[Exercise objective]: Emit the data below verbatim, stripping out any pictures.

[Entries with page source code]:
▼

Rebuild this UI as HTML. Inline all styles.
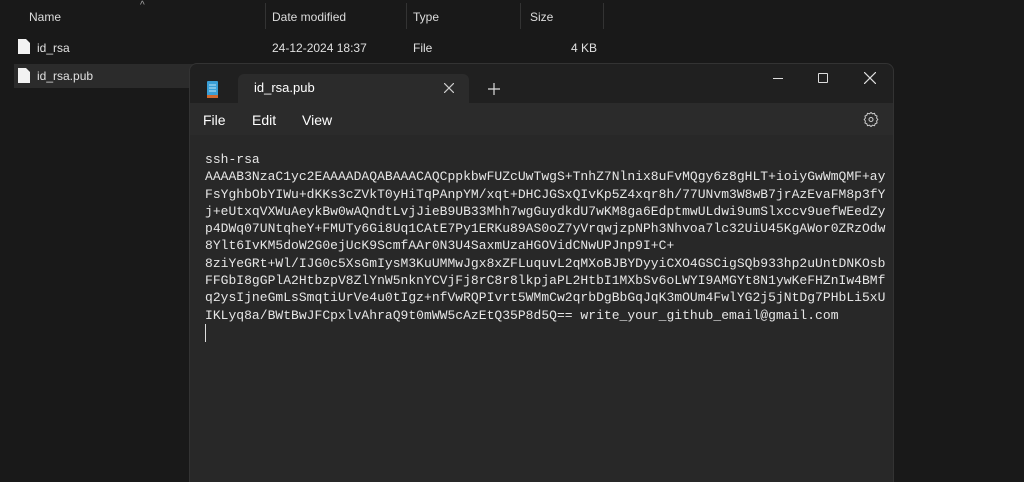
<!DOCTYPE html>
<html><head><meta charset="utf-8"><style>
*{margin:0;padding:0;box-sizing:border-box}
html,body{width:1024px;height:482px;overflow:hidden}
body{background:#191919;position:relative;font-family:"Liberation Sans",sans-serif;color:#fff}
.a{position:absolute;white-space:nowrap}
.hd{font-size:12px;color:#dcdcdc;top:10px}
.sep{position:absolute;top:3px;width:1px;height:26px;background:#333}
.r{font-size:12px;color:#e0e0e0}
.win{position:absolute;left:189px;top:63px;width:705px;height:419px;background:#202020;border:1px solid #333;border-bottom:none;border-radius:8px 8px 0 0;overflow:hidden}
.tab{position:absolute;left:48px;top:10px;width:231px;height:32px;background:#2b2b2b;border-radius:6px 6px 0 0}
.menu{position:absolute;left:0;top:39px;width:705px;height:32px;background:#2b2b2b}
.ed{position:absolute;left:0;top:71px;width:705px;height:360px;background:#282828}
pre{position:absolute;left:15px;top:16px;font-family:"Liberation Mono",monospace;font-size:13px;letter-spacing:0.02px;line-height:17.3px;color:#e6e6e6}
</style></head><body>
<div class="a hd" style="left:29px">Name</div>
<div class="a" style="left:140px;top:0;font-size:10px;color:#aaa">^</div>
<div class="sep" style="left:265px"></div>
<div class="a hd" style="left:272px">Date modified</div>
<div class="sep" style="left:406px"></div>
<div class="a hd" style="left:413px">Type</div>
<div class="sep" style="left:520px"></div>
<div class="a hd" style="left:530px">Size</div>
<div class="sep" style="left:603px"></div>

<svg class="a" style="left:18px;top:39px" width="12" height="15"><path d="M0 0H8L12 4V15H0Z" fill="#f2f2f2"/></svg>
<div class="a r" style="left:37px;top:41px">id_rsa</div>
<div class="a r" style="left:272px;top:41px">24-12-2024 18:37</div>
<div class="a r" style="left:413px;top:41px">File</div>
<div class="a r" style="left:571px;top:41px">4 KB</div>

<div class="a" style="left:14px;top:64px;width:180px;height:24px;background:#2b2b2b"></div>
<svg class="a" style="left:18px;top:68px" width="12" height="15"><path d="M0 0H8L12 4V15H0Z" fill="#f2f2f2"/></svg>
<div class="a r" style="left:37px;top:69px">id_rsa.pub</div>

<div class="win">
 <svg class="a" style="left:16px;top:16px" width="13" height="19"><rect x="1" y="1" width="11" height="15" fill="#3a9fd6" rx="1"/><rect x="1" y="15" width="11" height="3" fill="#d0692e"/><path d="M3 5H10M3 8H10M3 11H10" stroke="#bfe4f7" stroke-width="1"/></svg>
 <div class="tab"></div>
 <div class="a" style="left:64px;top:16px;font-size:13px;color:#fff">id_rsa.pub</div>
 <svg class="a" style="left:254px;top:19px" width="10" height="10"><path d="M0 0L10 10M10 0L0 10" stroke="#ccc" stroke-width="1.2"/></svg>
 <svg class="a" style="left:298px;top:19px" width="12" height="12"><path d="M6 0V12M0 6H12" stroke="#ddd" stroke-width="1.2"/></svg>
 <div class="a" style="left:583px;top:14px;width:10px;height:1px;background:#ddd"></div>
 <div class="a" style="left:628px;top:9px;width:10px;height:10px;border:1.2px solid #ddd;border-radius:1px"></div>
 <svg class="a" style="left:674px;top:8px" width="12" height="12"><path d="M0 0L12 12M12 0L0 12" stroke="#ddd" stroke-width="1.2"/></svg>
 <div class="menu">
  <div class="a" style="left:13px;top:9px;font-size:14px">File</div>
  <div class="a" style="left:62px;top:9px;font-size:14px">Edit</div>
  <div class="a" style="left:112px;top:9px;font-size:14px">View</div>
  <svg class="a" style="left:673px;top:8px" width="16" height="16" viewBox="0 0 16 16"><path d="M8 1.5L9.5 2.8L11.5 2.3L12.2 4.2L14 5L13.6 7L14.8 8.5L13.6 10L14 12L12.2 12.8L11.5 14.7L9.5 14.2L8 15.5L6.5 14.2L4.5 14.7L3.8 12.8L2 12L2.4 10L1.2 8.5L2.4 7L2 5L3.8 4.2L4.5 2.3L6.5 2.8Z" fill="none" stroke="#ccc" stroke-width="1"/><circle cx="8" cy="8.5" r="2" fill="none" stroke="#ccc"/></svg>
 </div>
 <div class="ed">
<pre>ssh-rsa
AAAAB3NzaC1yc2EAAAADAQABAAACAQCppkbwFUZcUwTwgS+TnhZ7Nlnix8uFvMQgy6z8gHLT+ioiyGwWmQMF+ay
FsYghbObYIWu+dKKs3cZVkT0yHiTqPAnpYM/xqt+DHCJGSxQIvKp5Z4xqr8h/77UNvm3W8wB7jrAzEvaFM8p3fY
j+eUtxqVXWuAeykBw0wAQndtLvjJieB9UB33Mhh7wgGuydkdU7wKM8ga6EdptmwULdwi9umSlxccv9uefWEedZy
p4DWq07UNtqheY+FMUTy6Gi8Uq1CAtE7Py1ERKu89AS0oZ7yVrqwjzpNPh3Nhvoa7lc32UiU45KgAWor0ZRzOdw
8Ylt6IvKM5doW2G0ejUcK9ScmfAAr0N3U4SaxmUzaHGOVidCNwUPJnp9I+C+
8ziYeGRt+Wl/IJG0c5XsGmIysM3KuUMMwJgx8xZFLuquvL2qMXoBJBYDyyiCXO4GSCigSQb933hp2uUntDNKOsb
FFGbI8gGPlA2HtbzpV8ZlYnW5nknYCVjFj8rC8r8lkpjaPL2HtbI1MXbSv6oLWYI9AMGYt8N1ywKeFHZnIw4BMf
q2ysIjneGmLsSmqtiUrVe4u0tIgz+nfVwRQPIvrt5WMmCw2qrbDgBbGqJqK3mOUm4FwlYG2j5jNtDg7PHbLi5xU
IKLyq8a/BWtBwJFCpxlvAhraQ9t0mWW5cAzEtQ35P8d5Q== write_your_github_email@gmail.com</pre>
  <div class="a" style="left:15px;top:189px;width:1px;height:18px;background:#ddd"></div>
 </div>
</div>
</body></html>
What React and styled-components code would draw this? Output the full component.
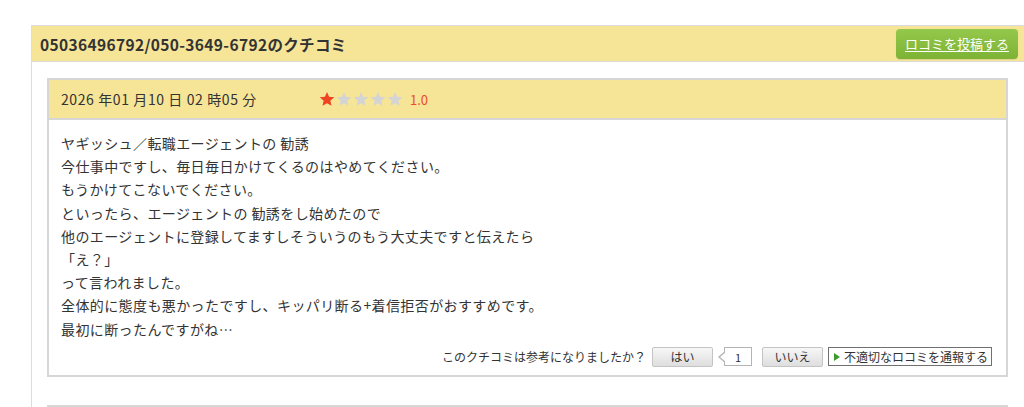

▲

[Final answer]:
Rebuild this UI as HTML. Inline all styles.
<!DOCTYPE html>
<html><head><meta charset="utf-8"><style>
*{margin:0;padding:0;box-sizing:border-box}
html,body{width:1024px;height:482px;overflow:hidden}
body{background:#191919;position:relative;font-family:"Liberation Sans",sans-serif;color:#fff}
.a{position:absolute;white-space:nowrap}
.hd{font-size:12px;color:#dcdcdc;top:10px}
.sep{position:absolute;top:3px;width:1px;height:26px;background:#333}
.r{font-size:12px;color:#e0e0e0}
.win{position:absolute;left:189px;top:63px;width:705px;height:419px;background:#202020;border:1px solid #333;border-bottom:none;border-radius:8px 8px 0 0;overflow:hidden}
.tab{position:absolute;left:48px;top:10px;width:231px;height:32px;background:#2b2b2b;border-radius:6px 6px 0 0}
.menu{position:absolute;left:0;top:39px;width:705px;height:32px;background:#2b2b2b}
.ed{position:absolute;left:0;top:71px;width:705px;height:360px;background:#282828}
pre{position:absolute;left:15px;top:16px;font-family:"Liberation Mono",monospace;font-size:13px;letter-spacing:0.02px;line-height:17.3px;color:#e6e6e6}
</style></head><body>
<div class="a hd" style="left:29px">Name</div>
<div class="a" style="left:140px;top:0;font-size:10px;color:#aaa">^</div>
<div class="sep" style="left:265px"></div>
<div class="a hd" style="left:272px">Date modified</div>
<div class="sep" style="left:406px"></div>
<div class="a hd" style="left:413px">Type</div>
<div class="sep" style="left:520px"></div>
<div class="a hd" style="left:530px">Size</div>
<div class="sep" style="left:603px"></div>

<svg class="a" style="left:18px;top:39px" width="12" height="15"><path d="M0 0H8L12 4V15H0Z" fill="#f2f2f2"/></svg>
<div class="a r" style="left:37px;top:41px">id_rsa</div>
<div class="a r" style="left:272px;top:41px">24-12-2024 18:37</div>
<div class="a r" style="left:413px;top:41px">File</div>
<div class="a r" style="left:571px;top:41px">4 KB</div>

<div class="a" style="left:14px;top:64px;width:180px;height:24px;background:#2b2b2b"></div>
<svg class="a" style="left:18px;top:68px" width="12" height="15"><path d="M0 0H8L12 4V15H0Z" fill="#f2f2f2"/></svg>
<div class="a r" style="left:37px;top:69px">id_rsa.pub</div>

<div class="win">
 <svg class="a" style="left:16px;top:16px" width="13" height="19"><rect x="1" y="1" width="11" height="15" fill="#3a9fd6" rx="1"/><rect x="1" y="15" width="11" height="3" fill="#d0692e"/><path d="M3 5H10M3 8H10M3 11H10" stroke="#bfe4f7" stroke-width="1"/></svg>
 <div class="tab"></div>
 <div class="a" style="left:64px;top:16px;font-size:13px;color:#fff">id_rsa.pub</div>
 <svg class="a" style="left:254px;top:19px" width="10" height="10"><path d="M0 0L10 10M10 0L0 10" stroke="#ccc" stroke-width="1.2"/></svg>
 <svg class="a" style="left:298px;top:19px" width="12" height="12"><path d="M6 0V12M0 6H12" stroke="#ddd" stroke-width="1.2"/></svg>
 <div class="a" style="left:583px;top:14px;width:10px;height:1px;background:#ddd"></div>
 <div class="a" style="left:628px;top:9px;width:10px;height:10px;border:1.2px solid #ddd;border-radius:1px"></div>
 <svg class="a" style="left:674px;top:8px" width="12" height="12"><path d="M0 0L12 12M12 0L0 12" stroke="#ddd" stroke-width="1.2"/></svg>
 <div class="menu">
  <div class="a" style="left:13px;top:9px;font-size:14px">File</div>
  <div class="a" style="left:62px;top:9px;font-size:14px">Edit</div>
  <div class="a" style="left:112px;top:9px;font-size:14px">View</div>
  <svg class="a" style="left:673px;top:8px" width="16" height="16" viewBox="0 0 16 16"><path d="M8 1.5L9.5 2.8L11.5 2.3L12.2 4.2L14 5L13.6 7L14.8 8.5L13.6 10L14 12L12.2 12.8L11.5 14.7L9.5 14.2L8 15.5L6.5 14.2L4.5 14.7L3.8 12.8L2 12L2.4 10L1.2 8.5L2.4 7L2 5L3.8 4.2L4.5 2.3L6.5 2.8Z" fill="none" stroke="#ccc" stroke-width="1"/><circle cx="8" cy="8.5" r="2" fill="none" stroke="#ccc"/></svg>
 </div>
 <div class="ed">
<pre>ssh-rsa
AAAAB3NzaC1yc2EAAAADAQABAAACAQCppkbwFUZcUwTwgS+TnhZ7Nlnix8uFvMQgy6z8gHLT+ioiyGwWmQMF+ay
FsYghbObYIWu+dKKs3cZVkT0yHiTqPAnpYM/xqt+DHCJGSxQIvKp5Z4xqr8h/77UNvm3W8wB7jrAzEvaFM8p3fY
j+eUtxqVXWuAeykBw0wAQndtLvjJieB9UB33Mhh7wgGuydkdU7wKM8ga6EdptmwULdwi9umSlxccv9uefWEedZy
p4DWq07UNtqheY+FMUTy6Gi8Uq1CAtE7Py1ERKu89AS0oZ7yVrqwjzpNPh3Nhvoa7lc32UiU45KgAWor0ZRzOdw
8Ylt6IvKM5doW2G0ejUcK9ScmfAAr0N3U4SaxmUzaHGOVidCNwUPJnp9I+C+
8ziYeGRt+Wl/IJG0c5XsGmIysM3KuUMMwJgx8xZFLuquvL2qMXoBJBYDyyiCXO4GSCigSQb933hp2uUntDNKOsb
FFGbI8gGPlA2HtbzpV8ZlYnW5nknYCVjFj8rC8r8lkpjaPL2HtbI1MXbSv6oLWYI9AMGYt8N1ywKeFHZnIw4BMf
q2ysIjneGmLsSmqtiUrVe4u0tIgz+nfVwRQPIvrt5WMmCw2qrbDgBbGqJqK3mOUm4FwlYG2j5jNtDg7PHbLi5xU
IKLyq8a/BWtBwJFCpxlvAhraQ9t0mWW5cAzEtQ35P8d5Q== write_your_github_email@gmail.com</pre>
  <div class="a" style="left:15px;top:189px;width:1px;height:18px;background:#ddd"></div>
 </div>
</div>
</body></html>
What React and styled-components code would draw this? Output the full component.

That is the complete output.